以前も紹介しました日名子実三による「国民精神作興体育大会参加章」メダルです。
なぜ、今回再びこの桃太郎のメダルを紹介するかと言えば、「鬼滅の刃」人気に便乗するため!
劇場版「無限列車編」は観に行きました?
私も行きました。
そして、感動とともに深く考えさせられました。
「鬼滅の刃」の物語は強い。ストーリだけでなく劇中の台詞も強い。
その強さは微塵も揺るがない炭治郎らの「正しさ」によります。
私の様なおっさんは、ガンダムでもジブリでも、エヴァでも、そんなアニメを観て育ち「正しさ」を疑うこと、それがサブカルチャーの在り方だと刷り込まれてきました。
私のブログもまた、日本美術の「正しさ」への懐疑が根底にあります。
そこで「鬼滅の刃」ですよ。
もちろん鬼にも事情はあり、それを描いてはいますが、だからと言って炭治郎が「正しさ」を疑い、揺れることはありません。
そういう「正しさ」を求める人が大勢いる。
きっとこれが、コロナ以降の世界のカルチャーなのかもしれないと思うわけです。
閉塞感から「正しさ」を求める時代…
かつてそんな時代がありました。
その時代に描かれた鬼を倒す物語。
それが昭和の戦時下での桃太郎です。
プロパガンダとしての桃太郎は、この時代の「正しさ」の象徴であり、戦争の「正しさ」を体現するキャラクターでした。
上記の桃太郎が描かれた「国民精神作興体育大会参加章」は昭和13年に行われた大会です。この年は国家総動員法が施行されます。
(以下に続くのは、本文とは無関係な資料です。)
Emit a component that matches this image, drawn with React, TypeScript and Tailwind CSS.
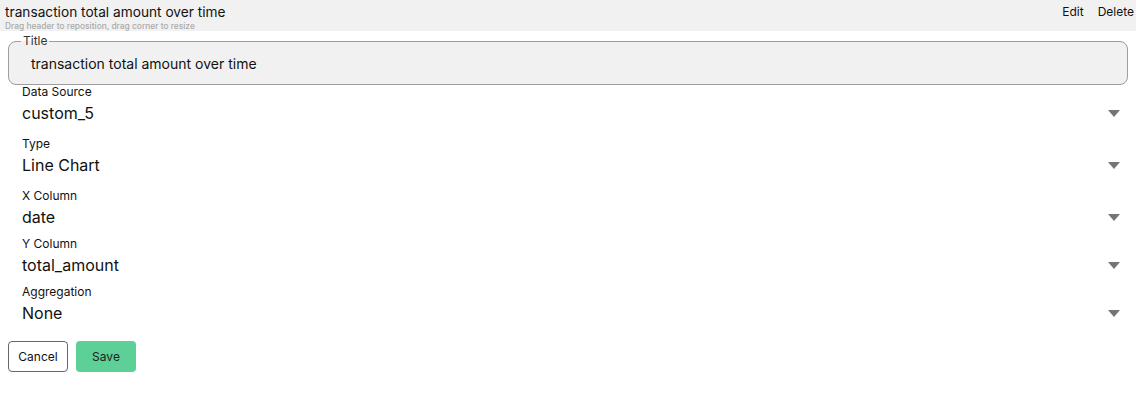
import React from 'react';

interface Field {
  label: string;
  value: string;
  gap: string;
}

const fields: Field[] = [
  { label: 'Data Source', value: 'custom_5', gap: 'mt-0' },
  { label: 'Type', value: 'Line Chart', gap: 'mt-[14px]' },
  { label: 'X Column', value: 'date', gap: 'mt-[14px]' },
  { label: 'Y Column', value: 'total_amount', gap: 'mt-[10px]' },
  { label: 'Aggregation', value: 'None', gap: 'mt-[10px]' },
];

const Caret: React.FC = () => (
  <svg width="12" height="7" viewBox="0 0 12 7" className="shrink-0">
    <path d="M0 0 H12 L6 7 Z" fill="#757575" />
  </svg>
);

const App: React.FC = () => {
  return (
    <div className="w-[1136px] h-[410px] bg-white text-[#111] font-['Inter','Liberation_Sans',sans-serif]">
      <header className="h-[31px] bg-[#f1f1f1] flex justify-between pl-[5px] pr-[2px]">
        <div className="pt-[3px]">
          <div className="text-[13.7px] leading-[18px] text-[#111]">transaction total amount over time</div>
          <div className="text-[8.4px] leading-[10px] font-medium text-[#aaaaaa]">Drag header to reposition, drag corner to resize</div>
        </div>
        <div className="flex gap-[14px] pt-[4px] text-[12px] leading-[16px] text-[#111]">
          <span>Edit</span>
          <span>Delete</span>
        </div>
      </header>

      <div className="px-2 pt-[3px]">
        <fieldset className="h-[51px] border border-[#9e9e9e] rounded-lg bg-[#f1f1f1] pl-[22px] pr-3">
          <legend className="text-[12px] leading-[14px] text-[#333] px-[2px] -ml-[10px]">Title</legend>
          <div className="text-[14px] leading-[18px] pt-[7px] text-[#111]">transaction total amount over time</div>
        </fieldset>

        <div className="pl-[14px] pr-[8px]">
          {fields.map((f) => (
            <div key={f.label} className={f.gap}>
              <div className="text-[12px] leading-[14px] text-[#111]">{f.label}</div>
              <div className="flex items-center justify-between mt-[4px]">
                <span className="text-[16px] leading-[20px] text-[#111]">{f.value}</span>
                <Caret />
              </div>
            </div>
          ))}
        </div>

        <div className="flex gap-2 mt-[18px]">
          <button className="w-[60px] h-[31px] border border-[#666] rounded-[4px] bg-white text-[12px] text-[#111]">Cancel</button>
          <button className="w-[60px] h-[31px] rounded-[4px] bg-[#5cd096] text-[12px] text-[#222]">Save</button>
        </div>
      </div>
    </div>
  );
};

export default App;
国民が自身の「正しさ」に酔った時代のその心に桃太郎が重なり表し、体育大会の参加者に手渡されたわけです。
桃太郎の物語は敗戦とともに「昔話」となります。
そして、サブカルチャーは戦時の文化を継承しつつ、複雑化していきます。
令和の時代に生まれ落ちた鬼退治の物語「鬼滅の刃」はどこへ向かうのか気にかかるところです。